Seafood

Appears in
Cheong Liew: Inside My Food

By David Sly and Cheong Liew

Published 2025

  • About
Seafood is Cheong’s strong suit, although he insists it should never exist in isolation on the plate. He regards seafood as the primary component in complex ingredient marriages, but emphasises this should never result in confusing or overwhelming the clean flavours of fresh seafood.

All fish and seafood have different personalities – clean, oily, bony, rich, sweet. Eat a lot of varieties and you develop a better understanding of how to treat each one best.

It’s a very complex story to understand. The oceans, lakes and rivers provide a vast variety of edible swimming creatures and vegetation, and there are so many methods of preparing and eating it all, from raw natural offerings, to sashimi, carpaccio, to cooked – be it grilled, pan-fried, steamed, red roasted, stewed, poached or blanched. Then there is cured seafood: smoked salmon, salted green cod, pickled whitebait and anchovies, and salted fish. Then comes air-dried seafood products: scallops, abalone, sea cucumber, fish cartilage, fish swim bladders, oysters, shrimps, octopus, seaweeds, squid, cod roe, prawn eggs. It’s a lifetime’s work of exploration to understand it all.

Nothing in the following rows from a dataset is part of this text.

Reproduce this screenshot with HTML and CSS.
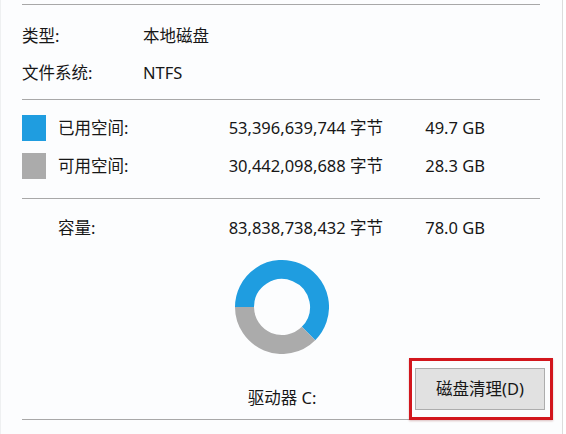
FILE: index.html
```html
<!DOCTYPE html>
<html lang="zh-CN">
<head>
<meta charset="utf-8">
<title>本地磁盘 属性</title>
<link rel="stylesheet" href="styles.css">
</head>
<body>
<div class="panel">
  <div class="content">
    <div class="rule first"></div>
    <div class="info-row"><span>类型:</span><span>本地磁盘</span></div>
    <div class="info-row"><span>文件系统:</span><span>NTFS</span></div>
    <div class="rule second"></div>
    <div class="stat-row used-row">
      <span class="swatch used"></span>
      <span>已用空间:</span>
      <span class="num">53,396,639,744 字节</span>
      <span class="num">49.7 GB</span>
    </div>
    <div class="stat-row">
      <span class="swatch free"></span>
      <span>可用空间:</span>
      <span class="num">30,442,098,688 字节</span>
      <span class="num">28.3 GB</span>
    </div>
    <div class="rule third"></div>
    <div class="stat-row cap-row">
      <span></span>
      <span>容量:</span>
      <span class="num">83,838,738,432 字节</span>
      <span class="num">78.0 GB</span>
    </div>
    <div class="bottom">
      <div class="chart">
        <svg class="donut" width="94" height="94" viewBox="0 0 94 94">
          <path d="M9.5 47 A37.5 37.5 0 1 1 73.52 73.52" fill="none" stroke="#1f9de0" stroke-width="19"/>
          <path d="M73.52 73.52 A37.5 37.5 0 0 1 9.5 47" fill="none" stroke="#ababab" stroke-width="19"/>
        </svg>
        <div class="drive">驱动器 C:</div>
      </div>
      <div class="action">
        <div class="button">磁盘清理(D)</div>
        <div class="highlight"></div>
      </div>
    </div>
    <div class="rule last"></div>
  </div>
</div>
</body>
</html>
```

FILE: styles.css
```css
html, body {
  margin: 0;
  padding: 0;
  background: #ffffff;
}

body {
  font-family: "Noto Sans", "Noto Sans CJK SC", sans-serif;
  font-size: 16.5px;
  color: #171717;
}

.panel {
  width: 563px;
  height: 434px;
  box-sizing: border-box;
  background: #fcfdfe;
  border-right: 1px solid #dcdcdc;
  border-left: 1px solid #eef0f1;
  overflow: hidden;
}

.content {
  margin-left: 21px;
  width: 518px;
}

.rule {
  height: 1px;
  background: #a8a8a8;
}

.rule.first { margin-top: 4px; margin-bottom: 12px; }
.rule.second { margin-top: 8px; margin-bottom: 9px; }
.rule.third { margin-top: 13px; margin-bottom: 14px; }
.rule.last { margin-top: 6px; }

.info-row {
  display: grid;
  grid-template-columns: 121px 1fr;
  height: 37px;
  line-height: 37px;
  white-space: nowrap;
}

.stat-row {
  display: grid;
  grid-template-columns: 36px 146px 179px 102px;
  align-items: center;
  height: 38px;
  line-height: 38px;
  white-space: nowrap;
}

.stat-row.cap-row {
  height: 30px;
  line-height: 30px;
}

.num {
  text-align: right;
}

.swatch {
  display: block;
  width: 24px;
  height: 26px;
}

.swatch.used { background: #1f9de0; }
.swatch.free { background: #ababab; }

.bottom {
  display: flex;
  align-items: flex-end;
}

.chart {
  flex: 0 0 180px;
  width: 180px;
  margin-left: 170px;
  display: flex;
  flex-direction: column;
  align-items: center;
  padding-top: 17px;
}

.donut {
  display: block;
}

.drive {
  margin-top: 28px;
  height: 31px;
  line-height: 31px;
  white-space: nowrap;
}

.action {
  flex: 0 0 auto;
  position: relative;
  margin-left: 43px;
  margin-bottom: 3px;
}

.button {
  width: 130px;
  height: 42px;
  box-sizing: border-box;
  background: #e1e1e1;
  border: 1px solid #adadad;
  text-align: center;
  line-height: 40px;
  white-space: nowrap;
}

.highlight {
  position: absolute;
  left: -6px;
  top: -10px;
  right: -8px;
  bottom: -10px;
  border: 3px solid #d2161d;
  box-shadow: 0 1px 2px rgba(120, 0, 0, 0.25);
  pointer-events: none;
}
```
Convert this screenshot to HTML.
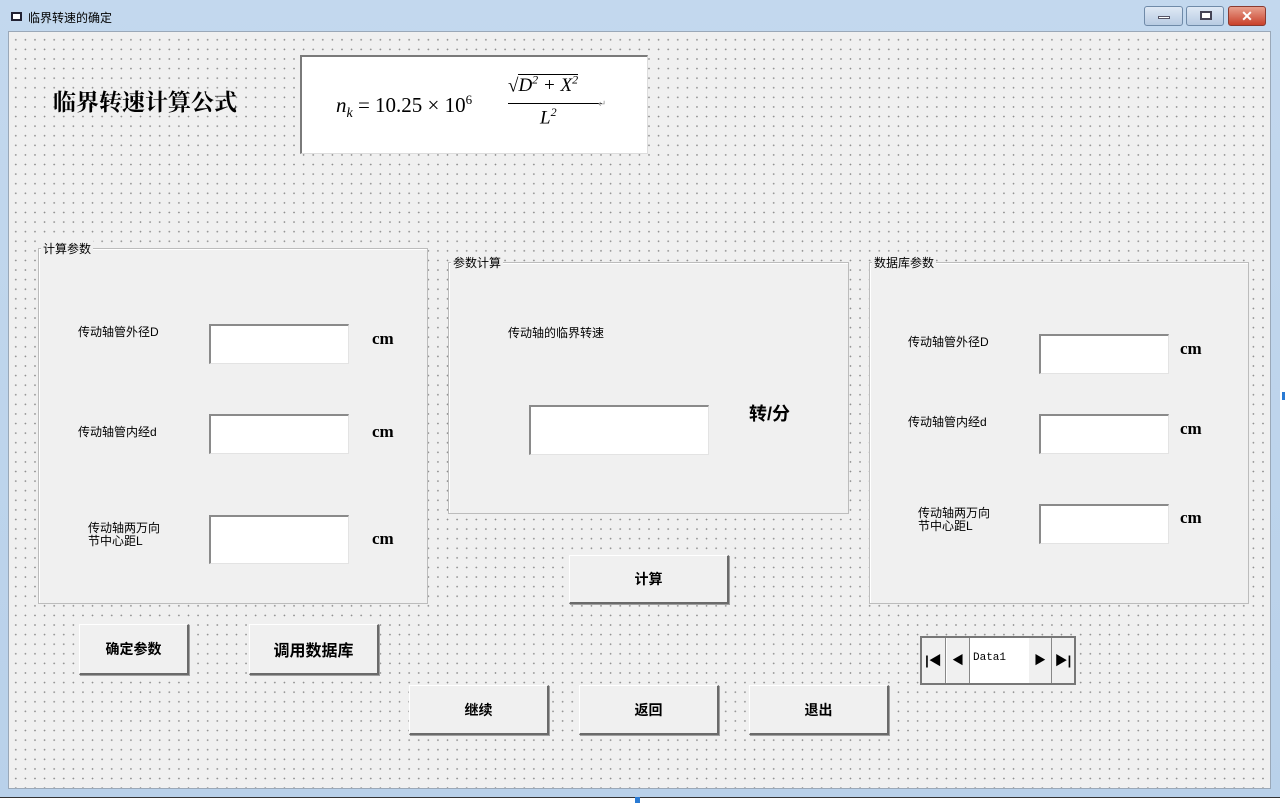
<!DOCTYPE html>
<html><head><meta charset="utf-8"><style>
*{margin:0;padding:0;box-sizing:border-box}
body{width:1285px;height:803px;background:#fff;position:relative;overflow:hidden;font-family:"Liberation Sans","Noto Sans CJK SC","WenQuanYi Zen Hei",sans-serif}
.win{position:absolute;left:0;top:0;width:1280px;height:798px;background:linear-gradient(#c3d8ee,#b9d1ea);border-bottom:1px solid #333}
.client{position:absolute;left:8px;top:31px;width:1263px;height:758px;background-color:#f0f0f0;background-image:radial-gradient(circle,#8a8a8a 0.7px,transparent 0.9px);background-size:9.6px 9.6px;background-position:2px 3px;border:1px solid #9aa8b8}
.a{position:absolute}
.frame{position:absolute;background:#f0f0f0;border:1px solid #bcbcbc;box-shadow:inset 1px 1px 0 #fff}
.frame span{position:absolute;top:-9px;left:2px;background:#f0f0f0;padding:0 2px;font-size:12px;color:#000}
.tb{position:absolute;background:#fff;border-top:2px solid #8a8a8a;border-left:2px solid #8a8a8a;border-right:1px solid #e3e3e3;border-bottom:1px solid #e3e3e3}
.btn{position:absolute;background:#f0f0f0;border:1px solid #fff;border-right:2px solid #6a6a6a;border-bottom:2px solid #6a6a6a;box-shadow:1px 1px 0 #a0a0a0;display:flex;align-items:center;justify-content:center;font-weight:bold;font-size:14px}
.lbl{position:absolute;font-size:12px;color:#000;line-height:13px}
.cm{position:absolute;font-family:"Liberation Serif",serif;font-weight:bold;font-size:17px}
.wb{position:absolute;top:6px;height:20px;border:1px solid #6f8aa8;border-radius:3px;background:linear-gradient(#dfe9f5,#b8cbe2)}
</style></head><body>
<div class="win">
<div class="a" style="left:11px;top:12px;width:11px;height:9px;border:2px solid #223;background:#fff"></div>
<div class="a" style="left:28px;top:9px;font-size:12px;color:#000">临界转速的确定</div>
<div class="wb" style="left:1144px;width:39px"><div class="a" style="left:13px;top:9px;width:12px;height:3px;background:#fff;border:1px solid #556"></div></div>
<div class="wb" style="left:1186px;width:38px"><div class="a" style="left:13px;top:4px;width:12px;height:9px;border:2px solid #445;background:#fff"></div></div>
<div class="wb" style="left:1228px;width:38px;background:linear-gradient(#e8a08e,#c9412b);border-color:#8a3a30;color:#fff;font-weight:bold;font-size:14px;text-align:center;line-height:18px">✕</div>
<div class="client">
</div>
</div>
<div class="a" style="left:1282px;top:392px;width:3px;height:8px;background:#2a7bd4"></div>
<div class="a" style="left:635px;top:797px;width:5px;height:6px;background:#2a7bd4"></div>

<div class="a" style="left:53px;top:84px;font-family:'Liberation Serif','Noto Serif CJK SC',serif;font-weight:bold;font-size:23px">临界转速计算公式</div>
<div class="a" style="left:300px;top:55px;width:348px;height:99px;background:#fff;border-top:2px solid #7a7a7a;border-left:2px solid #7a7a7a;border-right:1px solid #ddd;border-bottom:1px solid #ddd">
 <div class="a" style="left:34px;top:35px;font-family:'Liberation Serif',serif;font-size:21px;white-space:nowrap"><i>n<sub style="font-size:14px">k</sub></i> = 10.25 × 10<sup style="font-size:13px">6</sup></div>
 <div class="a" style="left:206px;top:16px;font-family:'Liberation Serif',serif;font-size:19px;font-style:italic;white-space:nowrap">√<span style="border-top:1px solid #000">D<sup style="font-size:12px">2</sup> + X<sup style="font-size:12px">2</sup></span></div>
 <div class="a" style="left:206px;top:46px;width:94px;height:1px;background:#000"></div>
 <div class="a" style="left:238px;top:48px;font-family:'Liberation Serif',serif;font-size:19px;font-style:italic">L<sup style="font-size:12px">2</sup></div>
 <div class="a" style="left:296px;top:42px;font-size:10px;color:#999">↵</div>
</div>

<div class="frame" style="left:38px;top:248px;width:390px;height:356px"><span>计算参数</span></div>
<div class="lbl" style="left:78px;top:326px">传动轴管外径D</div>
<div class="tb" style="left:209px;top:324px;width:140px;height:40px"></div>
<div class="cm" style="left:372px;top:329px">cm</div>
<div class="lbl" style="left:78px;top:426px">传动轴管内经d</div>
<div class="tb" style="left:209px;top:414px;width:140px;height:40px"></div>
<div class="cm" style="left:372px;top:422px">cm</div>
<div class="lbl" style="left:88px;top:522px">传动轴两万向<br>节中心距L</div>
<div class="tb" style="left:209px;top:515px;width:140px;height:49px"></div>
<div class="cm" style="left:372px;top:529px">cm</div>

<div class="frame" style="left:448px;top:262px;width:401px;height:252px"><span>参数计算</span></div>
<div class="lbl" style="left:508px;top:327px">传动轴的临界转速</div>
<div class="tb" style="left:529px;top:405px;width:180px;height:50px"></div>
<div class="a" style="left:749px;top:400px;font-weight:bold;font-size:18px">转/分</div>

<div class="frame" style="left:869px;top:262px;width:380px;height:342px"><span>数据库参数</span></div>
<div class="lbl" style="left:908px;top:336px">传动轴管外径D</div>
<div class="tb" style="left:1039px;top:334px;width:130px;height:40px"></div>
<div class="cm" style="left:1180px;top:339px">cm</div>
<div class="lbl" style="left:908px;top:416px">传动轴管内经d</div>
<div class="tb" style="left:1039px;top:414px;width:130px;height:40px"></div>
<div class="cm" style="left:1180px;top:419px">cm</div>
<div class="lbl" style="left:918px;top:507px">传动轴两万向<br>节中心距L</div>
<div class="tb" style="left:1039px;top:504px;width:130px;height:40px"></div>
<div class="cm" style="left:1180px;top:508px">cm</div>

<div class="btn" style="left:569px;top:555px;width:160px;height:49px">计算</div>
<div class="btn" style="left:79px;top:624px;width:110px;height:51px">确定参数</div>
<div class="btn" style="left:249px;top:624px;width:130px;height:51px;font-size:16px">调用数据库</div>
<div class="btn" style="left:409px;top:685px;width:140px;height:50px">继续</div>
<div class="btn" style="left:579px;top:685px;width:140px;height:50px">返回</div>
<div class="btn" style="left:749px;top:685px;width:140px;height:50px">退出</div>

<div class="a" style="left:920px;top:636px;width:156px;height:49px;border:2px solid #777;background:#fff">
 <div class="a" style="left:0;top:0;width:24px;height:45px;background:#f0f0f0;border-right:1px solid #888;font-size:13px;font-weight:bold;text-align:center;line-height:45px">|◀</div>
 <div class="a" style="left:25px;top:0;width:23px;height:45px;background:#f0f0f0;border-right:1px solid #888;font-size:12px;text-align:center;line-height:45px">◀</div>
 <div class="a" style="left:51px;top:14px;font-family:'Liberation Mono',monospace;font-size:11px">Data1</div>
 <div class="a" style="left:107px;top:0;width:23px;height:45px;background:#f0f0f0;border-right:1px solid #888;font-size:12px;text-align:center;line-height:45px">▶</div>
 <div class="a" style="left:130px;top:0;width:22px;height:45px;background:#f0f0f0;font-size:13px;font-weight:bold;text-align:center;line-height:45px">▶|</div>
</div>
</body></html>
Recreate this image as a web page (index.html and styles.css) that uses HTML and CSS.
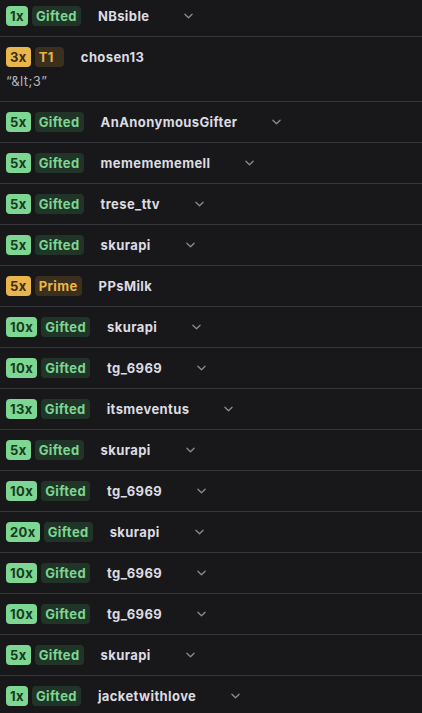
FILE: index.html
```html
<!DOCTYPE html>
<html>
<head>
<meta charset="utf-8">
<link rel="stylesheet" href="styles.css">
</head>
<body>
<div class="list">
  <div class="row"><div class="line"><span class="b cnt g">1x</span><span class="b kind g">Gifted</span><span class="name">NBsible</span><svg class="chev" viewBox="0 0 10 6"><path d="M1 1l4 4 4-4"/></svg></div></div>
  <div class="row"><div class="line"><span class="b cnt y">3x</span><span class="b kind y tier">T1</span><span class="name">chosen13</span></div><div class="msg">“&amp;lt;3”</div></div>
  <div class="row"><div class="line"><span class="b cnt g">5x</span><span class="b kind g">Gifted</span><span class="name">AnAnonymousGifter</span><svg class="chev" viewBox="0 0 10 6"><path d="M1 1l4 4 4-4"/></svg></div></div>
  <div class="row"><div class="line"><span class="b cnt g">5x</span><span class="b kind g">Gifted</span><span class="name">mememememell</span><svg class="chev" viewBox="0 0 10 6"><path d="M1 1l4 4 4-4"/></svg></div></div>
  <div class="row"><div class="line"><span class="b cnt g">5x</span><span class="b kind g">Gifted</span><span class="name">trese_ttv</span><svg class="chev" viewBox="0 0 10 6"><path d="M1 1l4 4 4-4"/></svg></div></div>
  <div class="row"><div class="line"><span class="b cnt g">5x</span><span class="b kind g">Gifted</span><span class="name">skurapi</span><svg class="chev" viewBox="0 0 10 6"><path d="M1 1l4 4 4-4"/></svg></div></div>
  <div class="row"><div class="line"><span class="b cnt y">5x</span><span class="b kind y">Prime</span><span class="name">PPsMilk</span></div></div>
  <div class="row"><div class="line"><span class="b cnt g">10x</span><span class="b kind g">Gifted</span><span class="name">skurapi</span><svg class="chev" viewBox="0 0 10 6"><path d="M1 1l4 4 4-4"/></svg></div></div>
  <div class="row"><div class="line"><span class="b cnt g">10x</span><span class="b kind g">Gifted</span><span class="name">tg_6969</span><svg class="chev" viewBox="0 0 10 6"><path d="M1 1l4 4 4-4"/></svg></div></div>
  <div class="row"><div class="line"><span class="b cnt g">13x</span><span class="b kind g">Gifted</span><span class="name">itsmeventus</span><svg class="chev" viewBox="0 0 10 6"><path d="M1 1l4 4 4-4"/></svg></div></div>
  <div class="row"><div class="line"><span class="b cnt g">5x</span><span class="b kind g">Gifted</span><span class="name">skurapi</span><svg class="chev" viewBox="0 0 10 6"><path d="M1 1l4 4 4-4"/></svg></div></div>
  <div class="row"><div class="line"><span class="b cnt g">10x</span><span class="b kind g">Gifted</span><span class="name">tg_6969</span><svg class="chev" viewBox="0 0 10 6"><path d="M1 1l4 4 4-4"/></svg></div></div>
  <div class="row"><div class="line"><span class="b cnt g">20x</span><span class="b kind g">Gifted</span><span class="name">skurapi</span><svg class="chev" viewBox="0 0 10 6"><path d="M1 1l4 4 4-4"/></svg></div></div>
  <div class="row"><div class="line"><span class="b cnt g">10x</span><span class="b kind g">Gifted</span><span class="name">tg_6969</span><svg class="chev" viewBox="0 0 10 6"><path d="M1 1l4 4 4-4"/></svg></div></div>
  <div class="row"><div class="line"><span class="b cnt g">10x</span><span class="b kind g">Gifted</span><span class="name">tg_6969</span><svg class="chev" viewBox="0 0 10 6"><path d="M1 1l4 4 4-4"/></svg></div></div>
  <div class="row"><div class="line"><span class="b cnt g">5x</span><span class="b kind g">Gifted</span><span class="name">skurapi</span><svg class="chev" viewBox="0 0 10 6"><path d="M1 1l4 4 4-4"/></svg></div></div>
  <div class="row"><div class="line"><span class="b cnt g">1x</span><span class="b kind g">Gifted</span><span class="name">jacketwithlove</span><svg class="chev" viewBox="0 0 10 6"><path d="M1 1l4 4 4-4"/></svg></div></div>
</div>
</body>
</html>
```
FILE: styles.css
```css
html, body {
  margin: 0;
  padding: 0;
  background: #18181b;
  overflow: hidden;
}
body {
  font-family: Inter, "Noto Sans", sans-serif;
  font-size: 13px;
  letter-spacing: 0.4px;
  color: #dedee3;
}
.list {
  margin-top: -4px;
}
.row {
  padding: 10px 6px;
  border-bottom: 1px solid #35353b;
}
.line {
  display: flex;
  align-items: center;
  gap: 4px;
  height: 20px;
}
.b {
  display: inline-block;
  height: 20px;
  line-height: 20px;
  padding: 0 4px;
  border-radius: 4px;
  font-weight: 700;
  font-size: 13px;
}
.b.tier {
  padding-right: 10px;
}
.cnt.g { background: #7dd692; color: #173a21; }
.kind.g { background: #203527; color: #7dd692; }
.cnt.y { background: #e8b64c; color: #3d2c08; }
.kind.y { background: #3a301d; color: #e8b64c; }
.name {
  margin-left: 13px;
  font-weight: 700;
  color: #dcdce1;
}
.chev {
  width: 9px;
  height: 6px;
  margin-left: 31px;
  fill: none;
  stroke: #8b8b92;
  stroke-width: 1.4;
  stroke-linecap: round;
  stroke-linejoin: round;
}
.msg {
  margin-top: 4px;
  line-height: 20px;
  color: #b4b4bb;
}
```
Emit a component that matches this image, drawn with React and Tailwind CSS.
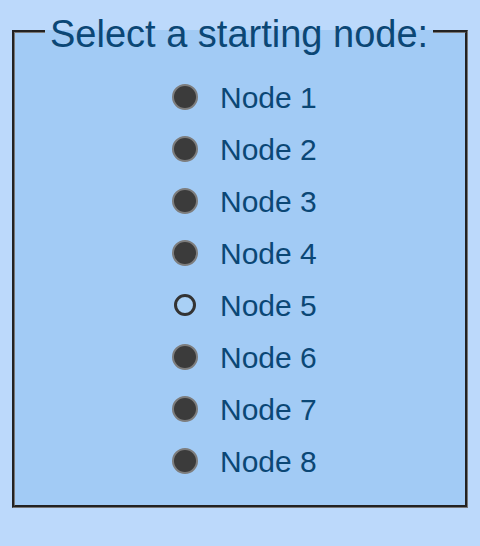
import { useState } from "react";

const nodes = [1, 2, 3, 4, 5, 6, 7, 8];

const Radio = ({ checked }) =>
  checked ? (
    <span className="w-[22px] h-[22px] rounded-full border-[3px] border-[#333] bg-[#a9d0f5] mx-[2px]" />
  ) : (
    <span className="w-[26px] h-[26px] rounded-full border-2 border-[#7d7d7d] bg-[#3b3b3b]" />
  );

export default function App() {
  const [selected, setSelected] = useState(5);

  return (
    <div
      className="min-h-[546px] bg-[#bcd9fb] pt-[8px] pb-10"
      style={{ fontFamily: '"Liberation Sans", Arial, sans-serif' }}
    >
      <fieldset className="mx-3 border-[3px] [border-style:groove] border-[#777] bg-[#a2cbf5] px-0 pb-[18px] pt-[17px]">
        <legend className="ml-[30px] px-[5px] pt-[6px] text-[38px] leading-[40px] text-[#0b4775]">
          Select a starting node:
        </legend>
        <div className="flex flex-col pl-[157px]">
          {nodes.map((n) => (
            <label
              key={n}
              onClick={() => setSelected(n)}
              className="flex items-center h-[52px] cursor-pointer"
            >
              <Radio checked={selected === n} />
              <span className="ml-[22px] text-[30px] text-[#0b4775]">Node {n}</span>
            </label>
          ))}
        </div>
      </fieldset>
    </div>
  );
}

Start with a clear understanding of how fresh seafood tastes. I first like to taste seafood in its natural raw state. Focus on its texture, and the subtle flavours. Then, I like seafood cooked gently – just simply steamed or poached. For big fish, grill them over charcoal, or with various flavour combinations in stews. Air-dried treasures need reconstituting in water or braise them with stocks. Salted or fermented seafood enhance the umami flavours in dishes, so try adding some to chicken, pork or steamed fish.